(Pages as source code)
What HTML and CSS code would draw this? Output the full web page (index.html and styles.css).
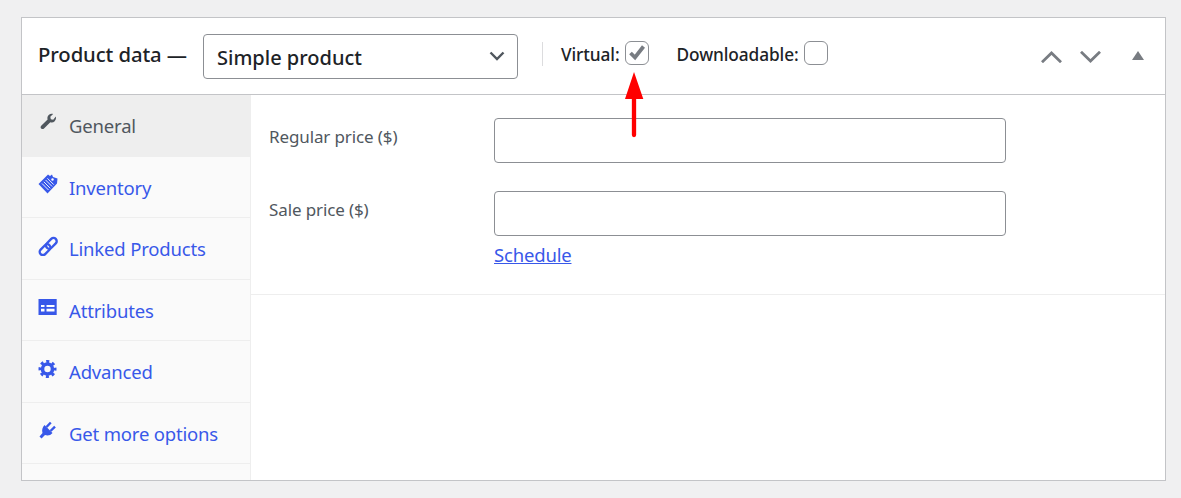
FILE: index.html
```html
<!DOCTYPE html>
<html lang="en">
<head>
<meta charset="utf-8">
<title>Product data</title>
<link rel="stylesheet" href="styles.css">
</head>
<body>
<section class="card">
  <header class="head">
    <h2 class="title">Product data —</h2>
    <div class="select"><span class="select-text">Simple product</span>
      <svg class="select-caret" viewBox="0 0 16 10" width="16" height="10"><path d="M1.500 1.500 8 8l6.500-6.500" fill="none" stroke="#50575e" stroke-width="2.400"/></svg>
    </div>
    <span class="divider"></span>
    <label class="opt">Virtual:<span class="box">
      <svg viewBox="0 0 20 20" width="20" height="20"><path d="M3.500 10 8 14.500 16.500 3.500" fill="none" stroke="#787c82" stroke-width="3.800"/></svg>
    </span></label>
    <label class="opt opt-dl">Downloadable:<span class="box"></span></label>
    <div class="controls">
      <svg viewBox="0 0 21 12" width="21" height="12"><path d="M1 11.200 10.500 2 20 11.200" fill="none" stroke="#787c82" stroke-width="2.800"/></svg>
      <svg viewBox="0 0 21 12" width="21" height="12"><path d="M1 .8 10.500 10 20 .8" fill="none" stroke="#787c82" stroke-width="2.800"/></svg>
      <svg class="ctl-tri" viewBox="0 0 12 9" width="12" height="9"><path d="M6 0 12 9H0Z" fill="#787c82"/></svg>
    </div>
  </header>
  <div class="body">
    <nav class="tabs">
      <a class="tab tab-on"><svg class="ico" viewBox="0 0 18 18" width="18" height="18"><path d="M16.800 3.600c.5 1.700.1 3.400-1.100 4.600-1.200 1.200-2.900 1.500-4.400 1L5 15.500c-.8.800-2 .8-2.800 0-.8-.8-.8-2 0-2.800L8.600 6.500c-.5-1.500-.1-3.200 1.100-4.400C10.900.9 12.500.500 14.100 1L11.300 3.800l.5 2.500 2.400.5z" fill="#50575e"/></svg>General</a>
      <a class="tab"><svg class="ico" viewBox="0 0 20 20" width="20" height="20"><path d="M.5 10 10 .5 12 2 14 .5 15 3 19.500 4.500 19 9.500 9.500 19.500z" fill="#3858e9"/><path d="M4 9.500l6.500 6.500M5.800 7.800l6.500 6.500M7.600 6l6.500 6.500M9.400 4.300l6.300 6.300" stroke="#fff" stroke-width=".9"/><circle cx="14.500" cy="5.500" r="1.200" fill="#fff"/></svg>Inventory</a>
      <a class="tab"><svg class="ico" viewBox="0 0 20 20" width="20" height="20"><g transform="rotate(-45 10.200 10.500)" fill="none" stroke="#3858e9" stroke-width="2.400"><rect x="-.5" y="7.300" width="12.500" height="6.400" rx="3.200"/><rect x="8.400" y="7.300" width="12.500" height="6.400" rx="3.200"/></g></svg>Linked Products</a>
      <a class="tab"><svg class="ico" viewBox="0 0 20 20" width="20" height="20"><path d="M.5 2h18.200v16H.5z" fill="#3858e9"/><path d="M3 8h3.500v2H3zM3 11.800h3.500v2.700H3zM8.500 8h8v2h-8zM8.500 11.800h8v2.700h-8z" fill="#fff"/></svg>Attributes</a>
      <a class="tab"><svg class="ico" viewBox="0 0 20 20" width="20" height="20"><g fill="none" stroke="#3858e9"><circle cx="9.500" cy="10" r="5" stroke-width="3.600"/><circle cx="9.500" cy="10" r="7.500" stroke-width="3" stroke-dasharray="3 2.890" stroke-dashoffset="1.500"/></g></svg>Advanced</a>
      <a class="tab"><svg class="ico" viewBox="0 0 20 20" width="20" height="20"><path d="M6.500 5 14.500 13C12.500 15.500 9.500 16 7 15L3.500 18.500 1.500 16.500 4.500 13C3.500 10 4.500 7 6.500 5Z" fill="#3858e9"/><path d="M8.500 7 12.800 2.500M12.500 11 17 6.700" stroke="#3858e9" stroke-width="2.400"/></svg>Get more options</a>
    </nav>
    <div class="panel">
      <div class="group">
        <div class="field"><label class="field-label">Regular price ($)</label><div class="field-main"><input class="input" type="text"></div></div>
        <div class="field"><label class="field-label">Sale price ($)</label><div class="field-main"><input class="input" type="text"><a class="sched" href="#">Schedule</a></div></div>
      </div>
    </div>
  </div>
  <svg class="arrow" viewBox="0 0 20 66" width="20" height="66"><path d="M9 0 18.300 27H0z" fill="#ff0000"/><path d="M9 25V63" stroke="#ff0000" stroke-width="4.300" stroke-linecap="round"/></svg>
</section>
</body>
</html>
```
FILE: styles.css
```css
* { box-sizing: border-box; }
html, body { margin: 0; height: 100%; }
body {
  background: #f0f0f1;
  padding: 17px 15px 0 21px;
  font-family: "Noto Sans", "Open Sans", sans-serif;
  color: #1d2327;
  overflow: hidden;
}
.card {
  position: relative;
  height: 464px;
  background: #fff;
  border: 1px solid #c3c4c7;
  display: flex;
  flex-direction: column;
}
.head {
  height: 77px;
  flex: none;
  border-bottom: 1px solid #c3c4c7;
  display: flex;
  align-items: center;
  padding: 0 21px 0 16px;
}
.title { margin: 0 15px 5px 0; width: 150px; flex: none; font-size: 20.300px; line-height: 28px; font-weight: 500; white-space: nowrap; letter-spacing: -0.100px; }
.select {
  width: 315px;
  height: 45px;
  flex: none;
  border: 1px solid #8c8f94;
  border-radius: 4px;
  display: flex;
  align-items: center;
  justify-content: space-between;
  padding: 0 12px 0 13px;
  font-size: 20px;
  font-weight: 500;
}
.select-text { padding-top: 2px; }
.divider { width: 1px; height: 24px; background: #dcdcde; margin: 0 18px 4px 24px; }
.opt {
  display: flex;
  align-items: flex-start;
  gap: 5px;
  height: 26px;
  font-size: 17.300px;
  line-height: 30px;
  font-weight: 500;
  margin-bottom: 6px;
  letter-spacing: -0.100px;
}
.opt-dl { margin-left: 28px; }
.box {
  width: 24px;
  height: 24px;
  border: 1px solid #8c8f94;
  border-radius: 6px;
  display: flex;
  align-items: center;
  justify-content: center;
  margin-top: 1px;
}
.controls { margin-left: auto; display: flex; align-items: center; gap: 18px; padding-top: 2px; }
.ctl-tri { margin-left: 13px; margin-bottom: 4px; }
.body { flex: 1; display: flex; min-height: 0; }
.tabs {
  width: 229px;
  flex: none;
  background: #fafafa;
  border-right: 1px solid #eee;
}
.tab {
  height: 61.500px;
  display: flex;
  align-items: center;
  padding-left: 16px;
  padding-top: 0.500px;
  font-size: 18.500px;
  color: #3858e9;
  border-bottom: 1px solid #eee;
  letter-spacing: -0.180px;
}
.tab-on { background: #eee; color: #50575e; border-bottom: 0; padding-top: 0; padding-bottom: 1px; }
.ico { width: 20px; flex: none; margin-right: 11px; margin-top: -6px; }
.panel { flex: 1; min-width: 0; }
.group { height: 200px; border-bottom: 1px solid #eee; padding-top: 23px; display: flex; flex-direction: column; gap: 28px; }
.field { display: flex; padding-left: 18px; }
.field-label { width: 225px; flex: none; font-size: 17px; color: #50575e; padding-top: 7px; letter-spacing: -0.120px; }
.field-main { display: flex; flex-direction: column; align-items: flex-start; }
.input { width: 512px; height: 45px; border: 1px solid #8c8f94; border-radius: 4px; background: #fff; margin: 0; padding: 0; display: block; }
.sched { color: #3858e9; font-size: 18.500px; text-decoration: underline; margin-top: 6px; letter-spacing: -0.180px; }
.arrow { position: absolute; left: 603px; top: 54px; }
```
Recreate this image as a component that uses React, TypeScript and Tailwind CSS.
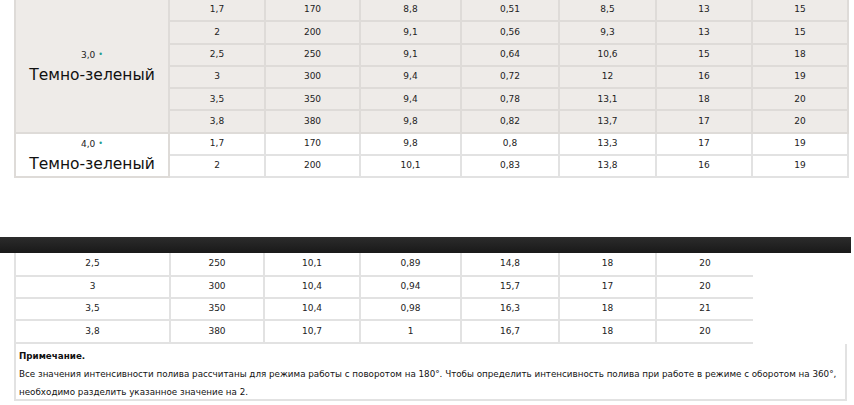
const font = { fontFamily: '"DejaVu Sans", Verdana, sans-serif' };

const topWidths = [154, 96, 95, 101, 98, 97, 96, 96];
const bottomWidths = [155, 94, 96, 101, 98, 97, 97];

const group30 = [
  ["1,7", "170", "8,8", "0,51", "8,5", "13", "15"],
  ["2", "200", "9,1", "0,56", "9,3", "13", "15"],
  ["2,5", "250", "9,1", "0,64", "10,6", "15", "18"],
  ["3", "300", "9,4", "0,72", "12", "16", "19"],
  ["3,5", "350", "9,4", "0,78", "13,1", "18", "20"],
  ["3,8", "380", "9,8", "0,82", "13,7", "17", "20"],
];

const group40 = [
  ["1,7", "170", "9,8", "0,8", "13,3", "17", "19"],
  ["2", "200", "10,1", "0,83", "13,8", "16", "19"],
];

const continued = [
  ["2,5", "250", "10,1", "0,89", "14,8", "18", "20"],
  ["3", "300", "10,4", "0,94", "15,7", "17", "20"],
  ["3,5", "350", "10,4", "0,98", "16,3", "18", "21"],
  ["3,8", "380", "10,7", "1", "16,7", "18", "20"],
];

function NameCell({ size, rows, bg }: { size: string; rows: number; bg: string }) {
  return (
    <td rowSpan={rows} className={`border-2 border-[#dedbd8] text-center align-middle ${bg}`}>
      <div className="text-[9px] leading-[18px] text-[#222]">
        {size} <span className="text-[#2a9d8f] text-[8px] align-top">•</span>
      </div>
      <div className="text-[15.5px] leading-[22px] text-[#111]">Темно-зеленый</div>
    </td>
  );
}

export default function App() {
  return (
    <div className="w-[854px] h-[405px] overflow-hidden bg-white" style={font}>
      {/* upper table, its first row is cut off by the window */}
      <div className="pl-[14px] pr-[7px] -mt-[2px]">
        <table className="border-collapse table-fixed w-[833px] text-[9px] text-[#222]">
          <colgroup>
            {topWidths.map((w, i) => (
              <col key={i} style={{ width: w }} />
            ))}
          </colgroup>
          <tbody>
            {group30.map((row, r) => (
              <tr key={r} className="h-[22.3px] bg-[#eeebe8]">
                {r === 0 && <NameCell size="3,0" rows={6} bg="bg-[#eeebe8]" />}
                {row.map((v, c) => (
                  <td key={c} className="border-2 border-[#dedbd8] text-center p-0">
                    {v}
                  </td>
                ))}
              </tr>
            ))}
            {group40.map((row, r) => (
              <tr key={r} className="h-[22.3px] bg-white">
                {r === 0 && <NameCell size="4,0" rows={2} bg="bg-white" />}
                {row.map((v, c) => (
                  <td key={c} className="border-2 border-[#e2e2e2] text-center p-0">
                    {v}
                  </td>
                ))}
              </tr>
            ))}
          </tbody>
        </table>
      </div>

      <div className="h-[59px]" />

      {/* page break bar */}
      <div className="h-[16px] w-[851px] bg-gradient-to-b from-[#2c2c2c] to-[#191919]" />

      {/* continued table */}
      <div className="pl-[14px]">
        <table className="border-collapse table-fixed w-[738px] text-[9px] text-[#222]">
          <colgroup>
            {bottomWidths.map((w, i) => (
              <col key={i} style={{ width: w }} />
            ))}
          </colgroup>
          <tbody>
            {continued.map((row, r) => (
              <tr key={r} className="h-[22.3px]">
                {row.map((v, c) => (
                  <td
                    key={c}
                    className={`border-2 border-[#e2e2e2] border-t-0 text-center p-0 ${c === 6 ? "border-r-0" : ""}`}
                  >
                    {v}
                  </td>
                ))}
              </tr>
            ))}
          </tbody>
        </table>
        <div className="w-[833px] h-[57px] border-2 border-t-0 border-[#e2e2e2] px-[3px] pt-[3px] text-[8.75px] leading-[18px] text-[#111]">
          <div className="font-bold">Примечание.</div>
          <div>
            Все значения интенсивности полива рассчитаны для режима работы с поворотом на 180°. Чтобы определить
            интенсивность полива при работе в режиме с оборотом на 360°, необходимо разделить указанное значение на 2.
          </div>
        </div>
      </div>
    </div>
  );
}
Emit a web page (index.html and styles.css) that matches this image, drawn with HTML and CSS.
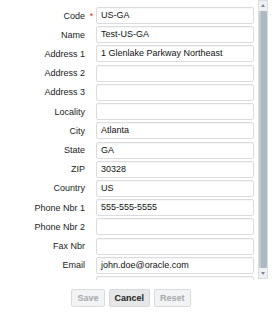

--- Goal of the exercise ---
Find the word "that" in the entries, and copy every line it shows up in.

--- The answer ---
Recreate this image as a component that uses React, TypeScript and Tailwind CSS.
Emit a web page (index.html and styles.css) that matches this image, drawn with HTML and CSS.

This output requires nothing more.